A growing U.S. economy, solid labor market, cheap oil and soaring stock market should make your Valentine’s Day merrier this year. About 55% of Americans plan to celebrate the day, up from last year’s 51%. Total spending should touch a record $27.4 billion, up 32% year over year, per National Retail Federation.
The chocolate industry normally benefits from this celebration. About 52% of Americans are expected to spend $2.4 billion on candies, per National Retail Federation. But this year, the cocoa ETF could spread more love than chocolates.
Why Cocoa, Not Chocolate?
Cocoa – the key ingredient of chocolates – is a hot bet from an investing point of view. iPath Bloomberg Cocoa Subindex Total Return ETN (NIB - Free Report) has gained about 34.2% in the past year (as of Feb 11, 2020). In the past month, NIB tacked on a stellar 14.6% gain despite the coronavirus scare.
Cartel Formation in Africa to Support Prices
Cocoa prices are now around a level not seen since August 2016, as below-average rainfall across most of Ivory Coast and Ghana (which are key producing regions) has affected cocoa output.
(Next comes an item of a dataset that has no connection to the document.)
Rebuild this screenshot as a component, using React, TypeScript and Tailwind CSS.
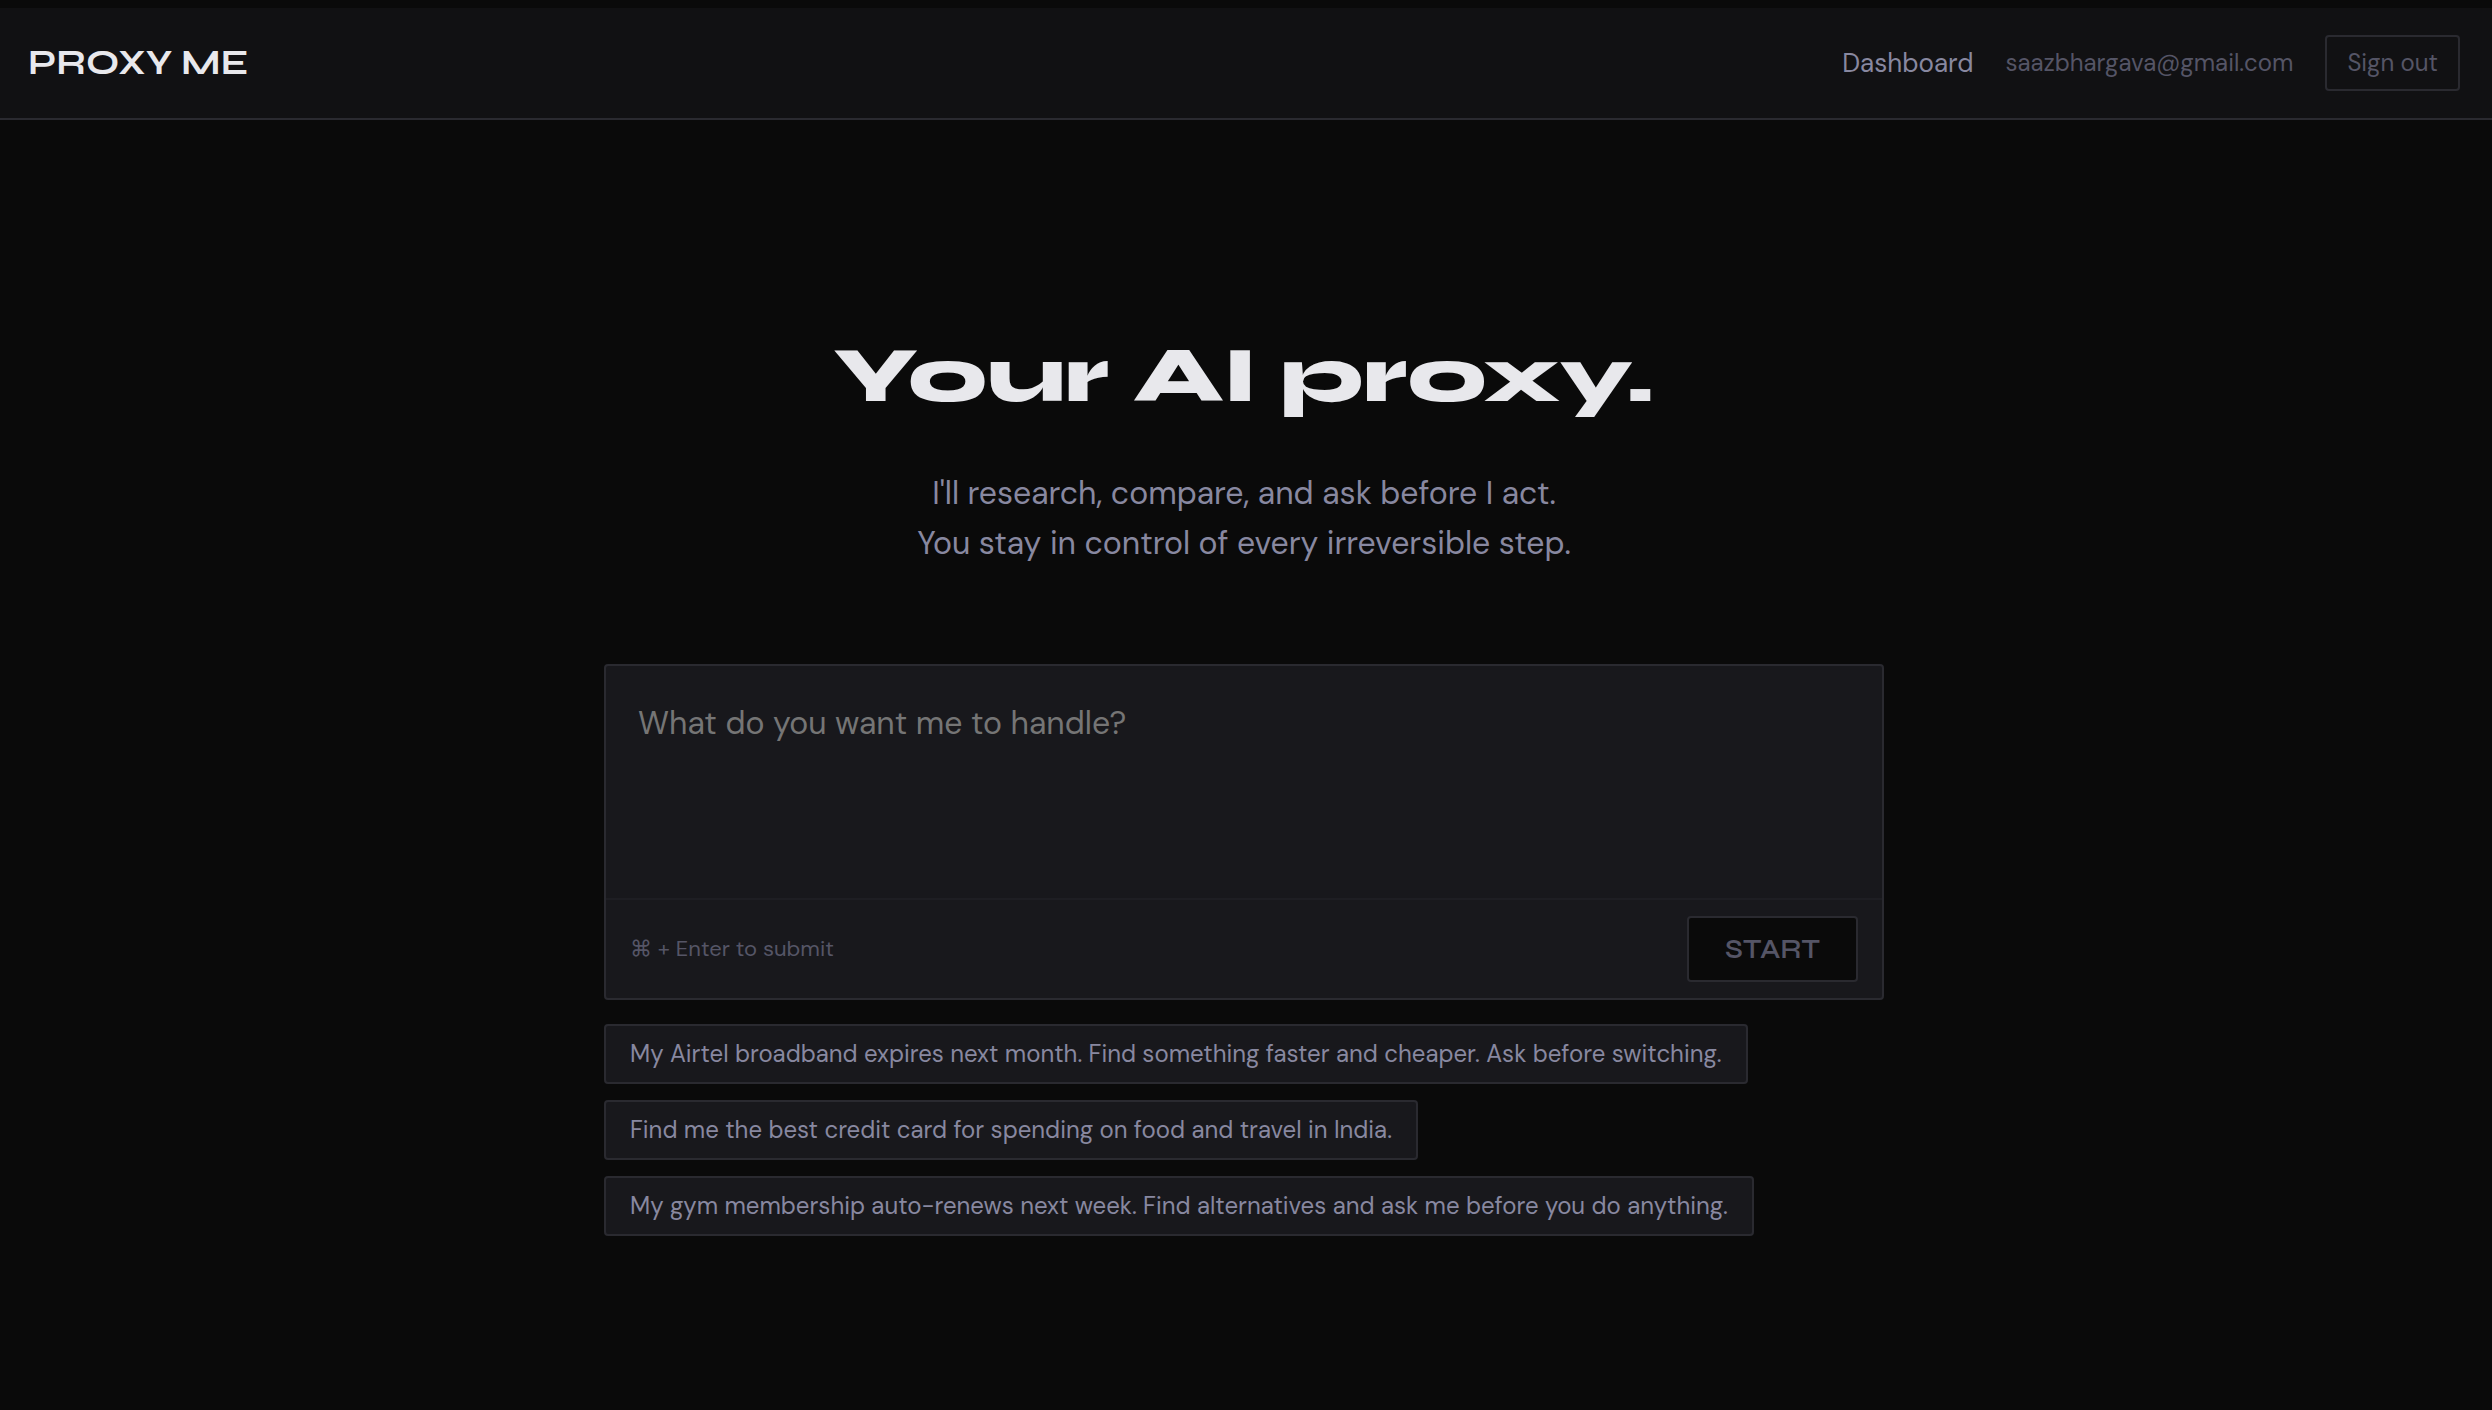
import React, { useState } from 'react';

const examples = [
  'My Airtel broadband expires next month. Find something faster and cheaper. Ask before switching.',
  'Find me the best credit card for spending on food and travel in India.',
  'My gym membership auto-renews next week. Find alternatives and ask me before you do anything.',
];

function Navbar() {
  return (
    <header className="flex items-center justify-between h-28 pl-7 pr-8 bg-[#111113] border-b-2 border-[#2a2a30]">
      <a
        href="/"
        className="font-['Syne','DejaVu_Sans',sans-serif] text-4xl font-bold text-[#e8e8ec]"
      >
        PROXY ME
      </a>
      <nav className="flex items-center gap-8">
        <a href="/dashboard" className="text-[26px] leading-8 text-[#8888a0]">
          Dashboard
        </a>
        <span className="text-2xl text-[#555566]">saazbhargava@gmail.com</span>
        <button
          type="button"
          className="px-5 h-14 text-2xl text-[#555566] border-2 border-[#2a2a30] rounded-sm"
        >
          Sign out
        </button>
      </nav>
    </header>
  );
}

export default function App() {
  const [task, setTask] = useState('');

  return (
    <div className="min-h-screen pt-2 bg-[#0a0a0a] font-['DM_Sans','Inter',sans-serif]">
      <Navbar />

      <main className="flex flex-col items-center pt-52 pr-1">
        <h1 className="font-['Syne','DejaVu_Sans',sans-serif] text-[78px] leading-[96px] font-extrabold text-[#e8e8ec]">
          Your AI proxy.
        </h1>
        <p className="mt-11 text-center text-[32px] leading-[50px] text-[#8888a0]">
          I'll research, compare, and ask before I act.
          <br />
          You stay in control of every irreversible step.
        </p>

        <div className="w-full max-w-[1280px] mt-24">
          <form
            className="bg-[#18181c] border-2 border-[#2a2a30] rounded-sm"
            onSubmit={(e) => e.preventDefault()}
          >
            <textarea
              aria-label="Task"
              rows={4}
              value={task}
              onChange={(e) => setTask(e.target.value)}
              placeholder="What do you want me to handle?"
              className="block w-full h-[232px] px-8 py-8 text-[32px] leading-[50px] text-[#e8e8ec] placeholder:text-[#757575] resize-none outline-none"
            />
            <div className="flex items-center justify-between px-6 py-4 border-t-2 border-[#1e1e23]">
              <span className="text-[22px] leading-8 text-[#555566]">⌘ + Enter to submit</span>
              <button
                type="submit"
                className="px-9 h-[66px] font-['Syne','DejaVu_Sans',sans-serif] text-[28px] leading-8 font-semibold text-[#555566] bg-[#0a0a0a] border-2 border-[#2a2a30] rounded-sm"
              >
                START
              </button>
            </div>
          </form>

          <div className="flex flex-col items-start gap-4 mt-6">
            {examples.map((example) => (
              <button
                key={example}
                type="button"
                onClick={() => setTask(example)}
                className="px-6 h-15 text-left text-2xl text-[#8888a0] bg-[#18181c] border-2 border-[#2a2a30] rounded-sm"
              >
                {example}
              </button>
            ))}
          </div>
        </div>
      </main>
    </div>
  );
}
Cocoa prices have been battered previously as evident from the 11.6% loss in NIB in the past five years (as of Feb 11, 2020). The price has declined from $3.47 in 2011 to less than $2.5 per kilogram, per an article published on seekingalpha.
To counter the issue, Ghana and Ivory Coast formed a cartel last year to fix a price premium of $400 a ton over the benchmark cocoa futures price to offer farmers a better deal. This new payment plan will begin from the next 2020/21 production season. This makes cocoa investing appetizing.
Along with the robust supply-side, the demand for cocoa has been strong. Both Hershey (HSY - Free Report) and Mondelez (MDLZ - Free Report) have come up with upbeat results for the fourth quarter. Hershey’s earnings per share of $1.28 surpassed the Zacks Consensus Estimate of $1.24 and rose 1.6% year over year. Consolidated net sales of $2.068 million improved 4% year over year, marginally beating the Zacks Consensus Estimate of $2.067 billion. Hershey expects net sales to rise in the range of 2-4% for 2020.
Mondelez’sfourth-quarter 2019 results beat the Zacks Consensus Estimate for earnings and sales for the second and fifth successive time, respectively. Net revenues advanced 2.1% year over year to $6.913 billion and surpassed the Zacks Consensus Estimate of $6.836 billion while adjusted earnings of 61 cents per share beat the consensus mark by a penny.
Overproduction In the Cards? Don't Look for Long-Term Gains in Cocoa
While there are analysts who believe production will stay moderate in the medium term as cocoa plants take time to mature, some traders and analysts are betting big on a slump in cocoa prices by the end of 2020 due to a spike in output. London cocoa futures will likely fall 6% by the end of the year, a poll done by Reuters revealed in late January.